Given that Windows works, it's hard to believe that any issues accessing internal storage are a result of permissions. It just sounds like nobody's implemented Linux support for the hardware. Why don't you?

If you're not able to either spend time writing a driver or hiring someone to do so, you have no meaningful ability to exercise your software freedom. You might be lucky if someone else implements support; you might not. But that's always been true.

3 comments

Windows works on the new MacBook not because it has special drivers for NVMe-via-T2 but because Apple trusts Microsoft's EFI key.

So no, stop it with all this "Linux works if you just disable Secure Boot" nonsense. It doesn't. You can run Linux from a USB key, sure, but it can't access the internal NVMe SSD!

Judging by this post:

https://unix.stackexchange.com/a/479544

It looks like some kind of driver issue, not an intentional lockout.

To corroborate this, while I don’t have personal experience running Linux on T2 devices, I do know it’s possible to build xnu from source and boot the resulting unsigned kernel (in “No Security” mode) without the disk disappearing.

Please provide evidence for this causal link. It is true that (with Boot Camp enabled) the firmware trusts the Windows key and not the MS third-party key. It is true that Windows can access the disk and Linux cannot.

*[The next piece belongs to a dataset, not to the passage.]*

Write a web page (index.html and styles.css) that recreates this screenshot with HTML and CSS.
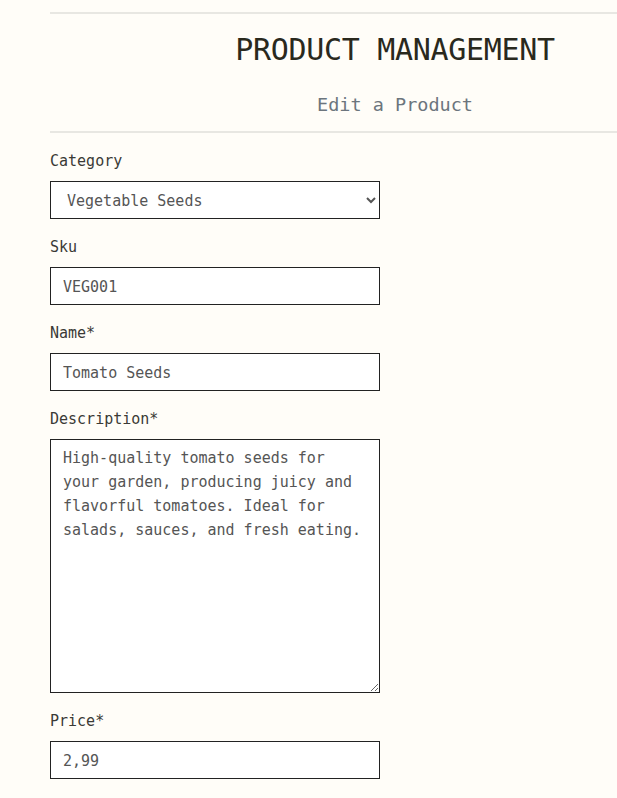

It is not obvious that these are related.
Why don't I in my free time implement driver support for a machine I can't afford for a company with almost 300 billion in cash equivalents who has benefited massively from open source but wont even provide specification so that someone can do the free work for them effectively?

Why don't they send me a laptop along with the specs one of their engineers feels sufficient to implement support?

"No one is going to give you the education you need to overthrow them." "The master's tools will never dismantle the master's house."

If you want freedom—real freedom—you'll have to work for it. You can't just wish for the powerful to let you borrow some of their freedom.

I build custom desktops on which I install linux. My router runs linux. I have a thinkpad on which I've installed... you guessed it linux.

I'd love to give something like the librem phone a whirl but I really can't upgrade from my nexus 5 just now.

I am just calling out Apple for boiling a bunch of frogs slowly.

No matter now much time you spend writing your driver, until your kernel has the "correct" signature, it was wasted effort.

So unless you point out a method, how to factor the right key, all your suggestions are a waste of resources that lead nowhere.

Please provide evidence for this claim.